ABSTRACT

When, in 1872, he founded the company that to this very day still bears his family name on its corporate website, Giovanni Battista Pirelli was twenty-four years old. He had graduated just two years before from the Politecnico di Milano (the Polytechnic University of Milan), just before spending some months abroad, travelling throughout Europe in order to decide upon a promising new business to start up on his return in patria. It was not an easy task. Within two decades, Italy would have been rightly considered one of the most effective examples of a latecomer country, one which had successfully proven itself able to undergo a process of industrial and social modernisation. But, at the beginning of the 1870s, it was a country that had only just completed the process of its political unification (Rome, the capital, had been militarily annexed to the newborn Italian state in September 1870, when Pirelli had just set off on his modern version of the Grand Tour or “training tour” across the Continent). It was a country in which agriculture was the dominant sector, and manufacturing activity was either of an artisanal nature, or based upon networks of peasants employed mainly in the textile industry.
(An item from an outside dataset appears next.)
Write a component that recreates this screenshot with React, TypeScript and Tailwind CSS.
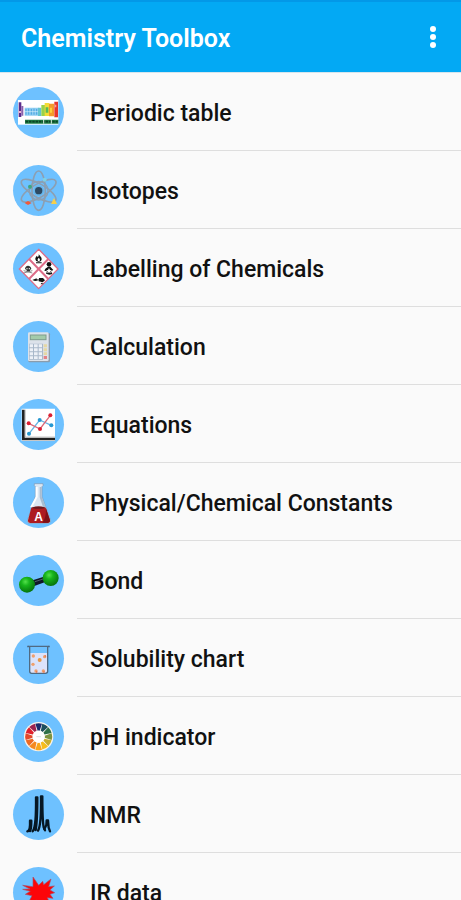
import type { ReactNode } from "react";

/* Every picture is drawn on a 153 x 153 canvas, clipped to its round badge. */

const atomAngles = [0, 60, 120];
const wheelColors = [
  "#1b2a6b", "#1d4f5c", "#2f7048", "#7d9440", "#c9ae2c", "#f6bd1c",
  "#f9a71a", "#f58a1f", "#ee6a22", "#e5482a", "#e0202c", "#9c2350",
];

const PeriodicTableArt = () => (
  <g>
    <rect x="15" y="39" width="121" height="74" fill="#fff" />
    <path d="M17 46h8v44h-8z" fill="#5b2c8c" />
    <path d="M25 57h6v29h-6z" fill="#8a63ad" />
    <path d="M18 72h6v6h-6z" fill="#f0b4d0" />
    <path d="M35 62h42v24H35z" fill="#8fcdf2" />
    <path d="M39 66v17M47 65v18M55 66v17M63 65v18M71 66v17" stroke="#4aa5e0" strokeWidth="3" />
    <path d="M35 74h40" stroke="#d8effc" strokeWidth="2" />
    <path d="M75 62h10v25H75z" fill="#64c4cf" />
    <path d="M85 54h12v33H85z" fill="#9bd24a" />
    <path d="M95 48h14v39H95z" fill="#f2dc37" />
    <path d="M98 61h8v16h-8z" fill="#58b957" />
    <path d="M108 50h15v38h-15z" fill="#f59a2a" />
    <path d="M111 62h6v15h-6z" fill="#fbd13c" />
    <path d="M124 44h11v47h-11z" fill="#e8352c" />
    <path d="M125 53h5v8h-5z" fill="#f9a08f" />
    <path d="M36 98h100v12H36z" fill="#1f7a45" />
    <path d="M38 104h96" stroke="#0b4225" strokeWidth="5" strokeDasharray="7 3" />
    <path d="M92 96v14M115 96v14" stroke="#d9efdf" strokeWidth="3" />
  </g>
);

const IsotopesArt = () => (
  <g fill="none">
    {atomAngles.map((angle) => (
      <ellipse key={angle} cx="77" cy="77" rx="20" ry="59" stroke="#8c9fb2" strokeWidth="5" transform={`rotate(${angle} 77 77)`} />
    ))}
    <circle cx="77" cy="77" r="28" stroke="#8c9fb2" strokeWidth="4" />
    <circle cx="77" cy="77" r="16" fill="#6ab5e8" />
    <circle cx="77" cy="77" r="11" fill="#2d4a63" />
    <circle cx="51" cy="65" r="6" fill="#3fa682" />
    <circle cx="95" cy="44" r="6" fill="#7fd0e6" />
    <path d="m35 114 10-6 11 6-11 6z" fill="#ef5a3c" />
    <path d="m123 99 9 18h-18z" fill="#f6cf4b" />
  </g>
);

const LabellingArt = () => (
  <g>
    <path d="m77 19 58 59-58 59-58-59z" fill="#fff" stroke="#dd6c88" strokeWidth="4" />
    <path d="m48 48 58 60M106 48l-58 60" stroke="#dd6c88" strokeWidth="6" />
    <path d="M77 32c2 7 9 9 9 16 0 5-3 8-9 8s-10-3-10-9c0-4 3-6 4-9 2 2 3 3 3 5 3-3 4-7 3-11z" fill="#111" />
    <path d="M74 50c0-3 2-4 3-6 2 2 4 4 4 7 0 2-2 3-4 3s-3-2-3-4z" fill="#fff" />
    <path d="M69 58h17v3H69z" fill="#111" />
    <path d="M36 78c0-6 4-10 9-10s10 4 10 10l-4 3v4H41v-4z" fill="#333" />
    <path d="m32 83 26 7M32 90l26-7" stroke="#555" strokeWidth="2" />
    <circle cx="42" cy="77" r="2" fill="#fff" /><circle cx="49" cy="77" r="2" fill="#fff" />
    <circle cx="108" cy="64" r="7" fill="#111" />
    <path d="m97 77 8-6h7l9 10-7 4 4 8-9 2-10-3 3-7-8-2z" fill="#111" />
    <path d="m108 75 3 6 6 1-5 3 1 6-5-3-5 3 1-6-5-3 6-1z" fill="#fff" />
    <path d="m58 111 13-5v3l9 1-9 3-5 1zM78 105h12l6 7-7 6-12-3z" fill="#111" />
    <path d="m85 119 8 4-10 1z" fill="#222" />
  </g>
);

const CalculationArt = () => (
  <g>
    <rect x="46" y="36" width="65" height="88" rx="4" fill="#8a9cac" />
    <rect x="45" y="34" width="62" height="86" rx="4" fill="#dce2ea" />
    <rect x="52" y="42" width="47" height="14" fill="#a3cbaa" stroke="#7e9c8b" strokeWidth="3" />
    <path d="M48 68h42v48H48z" fill="#a8b8ca" />
    <path d="M50 70h10v9H50zM63 70h11v9H63zM77 70h10v9H77zM50 82h10v9H50zM63 82h11v9H63zM77 82h10v9H77zM50 94h10v9H50zM63 94h11v9H63zM77 94h10v9H77zM50 106h10v8H50zM63 106h11v8H63zM77 106h10v8H77z" fill="#edf1f7" />
    <path d="M92 70h10v9H92zM92 82h10v9H92zM92 94h10v8H92z" fill="#e5d8a4" />
    <path d="M92 105h10v9H92z" fill="#e38286" />
  </g>
);

const EquationsArt = () => (
  <g>
    <path d="M26 29h100v97H26z" fill="#fff" />
    <path d="M31 32v88h95" fill="none" stroke="#222" strokeWidth="8" />
    <path d="M37 32v82h89" fill="none" stroke="#aaa" strokeWidth="2" />
    <path d="m48 104 32-41 35 16" fill="none" stroke="#67b5e4" strokeWidth="4" />
    <path d="m47 73 34 17 31-41" fill="none" stroke="#dc6877" strokeWidth="4" />
    <g fill="#2798d1"><circle cx="48" cy="104" r="6" /><circle cx="80" cy="63" r="6" /><circle cx="115" cy="79" r="6" /></g>
    <g fill="#dc2032"><circle cx="47" cy="73" r="6" /><circle cx="81" cy="90" r="6" /><circle cx="112" cy="49" r="6" /></g>
  </g>
);

const ConstantsArt = () => (
  <g>
    <path d="M64 20h26v6l-3 3v30l24 66q5 14-8 14H52q-12 0-7-14l22-66V29l-3-3z" fill="#dbe7f3" stroke="#8199b3" strokeWidth="2" />
    <path d="M68 30h6v30L58 91h-7l17-32z" fill="#fff" />
    <path d="M80 30h6v29l12 31h-8L80 61z" fill="#a9bdd1" />
    <path d="M55 92q22-7 43 0l12 34q4 12-7 12H52q-10 0-6-12z" fill="#ad1b20" />
    <path d="M56 92q20-7 42 0-21 7-42 0z" fill="#641a20" />
    <path d="m99 94 11 33q3 9-5 10H88q12-14 11-43z" fill="#7e1116" />
    <text x="77" y="132" textAnchor="middle" fontFamily="Liberation Sans, sans-serif" fontSize="36" fontWeight="700" fill="#fff">A</text>
  </g>
);

const BondArt = () => (
  <g>
    <defs>
      <radialGradient id="atom" cx="40%" cy="32%" r="70%">
        <stop offset="0" stopColor="#54e04b" /><stop offset=".35" stopColor="#18b51c" /><stop offset="1" stopColor="#05720b" />
      </radialGradient>
    </defs>
    <path d="m59 76 38-12v17L62 94z" fill="#111827" />
    <path d="m66 80 24-8" stroke="#53606d" strokeWidth="3" />
    <circle cx="42" cy="89" r="24" fill="url(#atom)" />
    <circle cx="113" cy="69" r="24" fill="url(#atom)" />
  </g>
);

const SolubilityArt = () => (
  <g>
    <path d="M49 60h54v53q0 7-6 7H55q-6 0-6-7z" fill="#dce3fb" />
    <path d="M46 40h61M50 41v74q0 6 6 6h41q7 0 7-6V41" fill="none" stroke="#506a82" strokeWidth="4" />
    <path d="M45 38v5M108 38v5" stroke="#43566a" strokeWidth="4" />
    <g fill="#efa06e"><circle cx="80" cy="81" r="6" fill="#e99743" /><circle cx="61" cy="69" r="5" /><circle cx="95" cy="71" r="5" /><circle cx="60" cy="94" r="5" /><circle cx="69" cy="114" r="5" /><circle cx="91" cy="114" r="5" /></g>
    <g fill="#df6847"><circle cx="71" cy="117" r="2" /><circle cx="93" cy="117" r="2" /><circle cx="97" cy="69" r="2" /></g>
  </g>
);

const IndicatorArt = () => (
  <g>
    <circle cx="77" cy="77" r="44" fill="#f7f4ef" />
    {wheelColors.map((color, index) => (
      <path key={color} d="m74 59-7-21q10-3 20 0l-7 21q-3-1-6 0z" fill={color} transform={`rotate(${index * 30} 77 77)`} />
    ))}
    <circle cx="77" cy="77" r="18" fill="#fff" />
    <path d="M70 77h14" stroke="#c9cfd3" strokeWidth="2" />
  </g>
);

const NmrArt = () => (
  <g fill="none" stroke="#061724" strokeLinecap="round" strokeLinejoin="round">
    <path d="M43 127q9-2 8-32h4q0 25-4 31M59 127q11-12 10-102h4q0 72-5 98" strokeWidth="7" />
    <path d="M75 125q10-14 9-103h4q0 72 4 93l4 9" strokeWidth="7" />
    <path d="m94 120 6-12 1-14h4l2 22 4 11" strokeWidth="7" />
  </g>
);

const IrArt = () => (
  <path d="m60 30 17 25 12-12 3 10 22-17-7 23 17-2-13 12 14 8-14 5 9 12-17-2 10 23-24-15-9 28-10-29-27 14 14-27-20-4 15-9-23-6 22-1-22-11 31 4z" fill="#fc0509" stroke="#a94f67" strokeWidth="2" />
);

const tools: { label: string; art: ReactNode }[] = [
  { label: "Periodic table", art: <PeriodicTableArt /> },
  { label: "Isotopes", art: <IsotopesArt /> },
  { label: "Labelling of Chemicals", art: <LabellingArt /> },
  { label: "Calculation", art: <CalculationArt /> },
  { label: "Equations", art: <EquationsArt /> },
  { label: "Physical/Chemical Constants", art: <ConstantsArt /> },
  { label: "Bond", art: <BondArt /> },
  { label: "Solubility chart", art: <SolubilityArt /> },
  { label: "pH indicator", art: <IndicatorArt /> },
  { label: "NMR", art: <NmrArt /> },
  { label: "IR data", art: <IrArt /> },
];

export default function App() {
  return (
    <div className="min-h-screen bg-[#fafafa] font-[Roboto,sans-serif] font-medium text-[#111]">
      <header className="flex h-[73px] items-center justify-between border-t-2 border-b border-t-[#0398e8] border-b-[#d5e5ed] bg-[#03a9f4] pr-3 pl-[21px] text-white">
        <h1 className="pt-1 text-[25px] leading-8 font-semibold">Chemistry Toolbox</h1>
        <button type="button" aria-label="More options" className="flex h-10 w-8 items-center justify-center">
          <svg viewBox="0 0 8 24" className="h-6 w-2" fill="currentColor" aria-hidden="true">
            <circle cx="4" cy="4" r="3" /><circle cx="4" cy="12" r="3" /><circle cx="4" cy="20" r="3" />
          </svg>
        </button>
      </header>
      <main>
        <ul>
          {tools.map(({ label, art }) => (
            <li key={label}>
              <button type="button" className="flex h-[78px] w-full items-center gap-[13px] pl-[13px] text-left">
                <span className="size-[51px] shrink-0 overflow-hidden rounded-full bg-[#6ec1ff]">
                  <svg viewBox="0 0 153 153" className="size-full" aria-hidden="true">{art}</svg>
                </span>
                <span className="flex h-full min-w-0 flex-1 items-center border-b border-[#dedede] pt-1 pl-[13px] text-[23px] leading-7">{label}</span>
              </button>
            </li>
          ))}
        </ul>
      </main>
    </div>
  );
}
According to some calculations, on the eve of the Unification of Italy with the annexation of Rome in 1870, in both Piedmont and Lombardy – the two most economically developed regions of the country – more than half of the total value of exports came from staple products such as raw silk, which – produced in the countryside by peasants as raw material for textile manufacture – worked as a trait d’union between the primary and secondary sectors.